DATA SECTION:

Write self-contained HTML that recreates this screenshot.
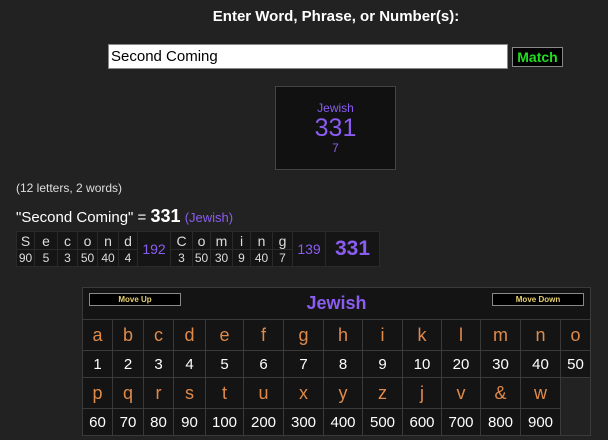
<!DOCTYPE html>
<html><head><meta charset="utf-8"><style>
*{box-sizing:border-box;margin:0;padding:0}
body{width:608px;height:440px;background:#222;font-family:"Liberation Sans",Arial,sans-serif;position:relative;overflow:hidden;color:#fff}
.abs{position:absolute}
table{border-collapse:collapse;table-layout:fixed}
#bd{left:16px;top:231px;width:363px;background:#151515}
#bd td{border:1px solid #2a2a2a;text-align:center;color:#ddd;font-size:12px;padding:0;height:17px}
#bd td.l{font-size:14px;height:18px}
#gt{left:0;top:0;width:508px;background:#141414;border:1px solid #3a3a3a}
#gt td{border:1px solid #3a3a3a;text-align:center;padding:0}
#gt td.l{color:#e08a4a;font-size:18px;height:31px}
#gt td.n{color:#fff;font-size:15px;height:27px}
.btn{position:absolute;top:5px;width:92px;height:13px;border:1px solid #888;background:#000;color:#e6d070;font-size:8px;font-weight:bold;text-align:center;line-height:11px}
</style></head><body>
<div class="abs" style="left:0;width:672px;top:8px;text-align:center;font-weight:bold;font-size:15px;color:#fff">Enter Word, Phrase, or Number(s):</div>
<div class="abs" style="left:108px;top:44px;width:400px;height:25px;background:#fff;border:1px solid #888;color:#000;font-size:15px;line-height:23px;padding-left:2px">Second Coming</div>
<div class="abs" style="left:512px;top:47px;width:51px;height:20px;background:#000;border:1px solid #888;color:#22dd22;font-weight:bold;font-size:14px;text-align:center;line-height:18px">Match</div>
<div class="abs" style="left:275px;top:86px;width:121px;height:84px;background:#111;border:1px solid #444;text-align:center;color:#8a5cf0">
<div style="font-size:12px;margin-top:14px">Jewish</div>
<div style="font-size:25px;line-height:26px">331</div>
<div style="font-size:12px">7</div></div>
<div class="abs" style="left:16px;top:181px;font-size:12px;color:#ddd">(12 letters, 2 words)</div>
<div class="abs" style="left:16px;top:206px;font-size:15px;color:#fff">"Second Coming" = <b style="font-size:18px">331</b> <span style="color:#8a5cf0;font-size:13px">(Jewish)</span></div>
<table id="bd" class="abs">
<colgroup><col style="width:18px"><col style="width:23px"><col style="width:20px"><col style="width:20px"><col style="width:21px"><col style="width:19px"><col style="width:33px"><col style="width:22px"><col style="width:18px"><col style="width:22px"><col style="width:18px"><col style="width:22px"><col style="width:20px"><col style="width:33px"><col style="width:54px"></colgroup>
<tr><td class="l">S</td><td class="l">e</td><td class="l">c</td><td class="l">o</td><td class="l">n</td><td class="l">d</td><td rowspan="2" style="color:#8a5cf0;font-size:14px">192</td><td class="l">C</td><td class="l">o</td><td class="l">m</td><td class="l">i</td><td class="l">n</td><td class="l">g</td><td rowspan="2" style="color:#8a5cf0;font-size:14px">139</td><td rowspan="2" style="color:#8a5cf0;font-size:21px;font-weight:bold">331</td></tr>
<tr><td>90</td><td>5</td><td>3</td><td>50</td><td>40</td><td>4</td><td>3</td><td>50</td><td>30</td><td>9</td><td>40</td><td>7</td></tr>
</table>
<div class="abs" style="left:82px;top:287px;width:508px;height:148px;">
<table id="gt" class="abs">
<colgroup><col style="width:30px"><col style="width:31px"><col style="width:30px"><col style="width:32px"><col style="width:38px"><col style="width:40px"><col style="width:40px"><col style="width:39px"><col style="width:40px"><col style="width:39px"><col style="width:39px"><col style="width:40px"><col style="width:40px"><col style="width:30px"></colgroup>
<tr><td colspan="14" style="height:32px;position:relative;font-size:18px;font-weight:bold;color:#8a5cf0">Jewish<div class="btn" style="left:6px">Move Up</div><div class="btn" style="right:6px">Move Down</div></td></tr>
<tr><td class="l">a</td><td class="l">b</td><td class="l">c</td><td class="l">d</td><td class="l">e</td><td class="l">f</td><td class="l">g</td><td class="l">h</td><td class="l">i</td><td class="l">k</td><td class="l">l</td><td class="l">m</td><td class="l">n</td><td class="l">o</td></tr>
<tr><td class="n">1</td><td class="n">2</td><td class="n">3</td><td class="n">4</td><td class="n">5</td><td class="n">6</td><td class="n">7</td><td class="n">8</td><td class="n">9</td><td class="n">10</td><td class="n">20</td><td class="n">30</td><td class="n">40</td><td class="n">50</td></tr>
<tr><td class="l">p</td><td class="l">q</td><td class="l">r</td><td class="l">s</td><td class="l">t</td><td class="l">u</td><td class="l">x</td><td class="l">y</td><td class="l">z</td><td class="l">j</td><td class="l">v</td><td class="l">&amp;</td><td class="l">w</td><td rowspan="2" style="background:#222;border:none"></td></tr>
<tr><td class="n">60</td><td class="n">70</td><td class="n">80</td><td class="n">90</td><td class="n">100</td><td class="n">200</td><td class="n">300</td><td class="n">400</td><td class="n">500</td><td class="n">600</td><td class="n">700</td><td class="n">800</td><td class="n">900</td></tr>
</table></div>
</body></html>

PROBLEM TO WORK ON:
Every line above should be returned word for word, with the pictures left behind.

TASK ANSWER:
Write self-contained HTML that recreates this screenshot.
<!DOCTYPE html>
<html><head><meta charset="utf-8"><style>
*{box-sizing:border-box;margin:0;padding:0}
body{width:608px;height:440px;background:#222;font-family:"Liberation Sans",Arial,sans-serif;position:relative;overflow:hidden;color:#fff}
.abs{position:absolute}
table{border-collapse:collapse;table-layout:fixed}
#bd{left:16px;top:231px;width:363px;background:#151515}
#bd td{border:1px solid #2a2a2a;text-align:center;color:#ddd;font-size:12px;padding:0;height:17px}
#bd td.l{font-size:14px;height:18px}
#gt{left:0;top:0;width:508px;background:#141414;border:1px solid #3a3a3a}
#gt td{border:1px solid #3a3a3a;text-align:center;padding:0}
#gt td.l{color:#e08a4a;font-size:18px;height:31px}
#gt td.n{color:#fff;font-size:15px;height:27px}
.btn{position:absolute;top:5px;width:92px;height:13px;border:1px solid #888;background:#000;color:#e6d070;font-size:8px;font-weight:bold;text-align:center;line-height:11px}
</style></head><body>
<div class="abs" style="left:0;width:672px;top:8px;text-align:center;font-weight:bold;font-size:15px;color:#fff">Enter Word, Phrase, or Number(s):</div>
<div class="abs" style="left:108px;top:44px;width:400px;height:25px;background:#fff;border:1px solid #888;color:#000;font-size:15px;line-height:23px;padding-left:2px">Second Coming</div>
<div class="abs" style="left:512px;top:47px;width:51px;height:20px;background:#000;border:1px solid #888;color:#22dd22;font-weight:bold;font-size:14px;text-align:center;line-height:18px">Match</div>
<div class="abs" style="left:275px;top:86px;width:121px;height:84px;background:#111;border:1px solid #444;text-align:center;color:#8a5cf0">
<div style="font-size:12px;margin-top:14px">Jewish</div>
<div style="font-size:25px;line-height:26px">331</div>
<div style="font-size:12px">7</div></div>
<div class="abs" style="left:16px;top:181px;font-size:12px;color:#ddd">(12 letters, 2 words)</div>
<div class="abs" style="left:16px;top:206px;font-size:15px;color:#fff">"Second Coming" = <b style="font-size:18px">331</b> <span style="color:#8a5cf0;font-size:13px">(Jewish)</span></div>
<table id="bd" class="abs">
<colgroup><col style="width:18px"><col style="width:23px"><col style="width:20px"><col style="width:20px"><col style="width:21px"><col style="width:19px"><col style="width:33px"><col style="width:22px"><col style="width:18px"><col style="width:22px"><col style="width:18px"><col style="width:22px"><col style="width:20px"><col style="width:33px"><col style="width:54px"></colgroup>
<tr><td class="l">S</td><td class="l">e</td><td class="l">c</td><td class="l">o</td><td class="l">n</td><td class="l">d</td><td rowspan="2" style="color:#8a5cf0;font-size:14px">192</td><td class="l">C</td><td class="l">o</td><td class="l">m</td><td class="l">i</td><td class="l">n</td><td class="l">g</td><td rowspan="2" style="color:#8a5cf0;font-size:14px">139</td><td rowspan="2" style="color:#8a5cf0;font-size:21px;font-weight:bold">331</td></tr>
<tr><td>90</td><td>5</td><td>3</td><td>50</td><td>40</td><td>4</td><td>3</td><td>50</td><td>30</td><td>9</td><td>40</td><td>7</td></tr>
</table>
<div class="abs" style="left:82px;top:287px;width:508px;height:148px;">
<table id="gt" class="abs">
<colgroup><col style="width:30px"><col style="width:31px"><col style="width:30px"><col style="width:32px"><col style="width:38px"><col style="width:40px"><col style="width:40px"><col style="width:39px"><col style="width:40px"><col style="width:39px"><col style="width:39px"><col style="width:40px"><col style="width:40px"><col style="width:30px"></colgroup>
<tr><td colspan="14" style="height:32px;position:relative;font-size:18px;font-weight:bold;color:#8a5cf0">Jewish<div class="btn" style="left:6px">Move Up</div><div class="btn" style="right:6px">Move Down</div></td></tr>
<tr><td class="l">a</td><td class="l">b</td><td class="l">c</td><td class="l">d</td><td class="l">e</td><td class="l">f</td><td class="l">g</td><td class="l">h</td><td class="l">i</td><td class="l">k</td><td class="l">l</td><td class="l">m</td><td class="l">n</td><td class="l">o</td></tr>
<tr><td class="n">1</td><td class="n">2</td><td class="n">3</td><td class="n">4</td><td class="n">5</td><td class="n">6</td><td class="n">7</td><td class="n">8</td><td class="n">9</td><td class="n">10</td><td class="n">20</td><td class="n">30</td><td class="n">40</td><td class="n">50</td></tr>
<tr><td class="l">p</td><td class="l">q</td><td class="l">r</td><td class="l">s</td><td class="l">t</td><td class="l">u</td><td class="l">x</td><td class="l">y</td><td class="l">z</td><td class="l">j</td><td class="l">v</td><td class="l">&amp;</td><td class="l">w</td><td rowspan="2" style="background:#222;border:none"></td></tr>
<tr><td class="n">60</td><td class="n">70</td><td class="n">80</td><td class="n">90</td><td class="n">100</td><td class="n">200</td><td class="n">300</td><td class="n">400</td><td class="n">500</td><td class="n">600</td><td class="n">700</td><td class="n">800</td><td class="n">900</td></tr>
</table></div>
</body></html>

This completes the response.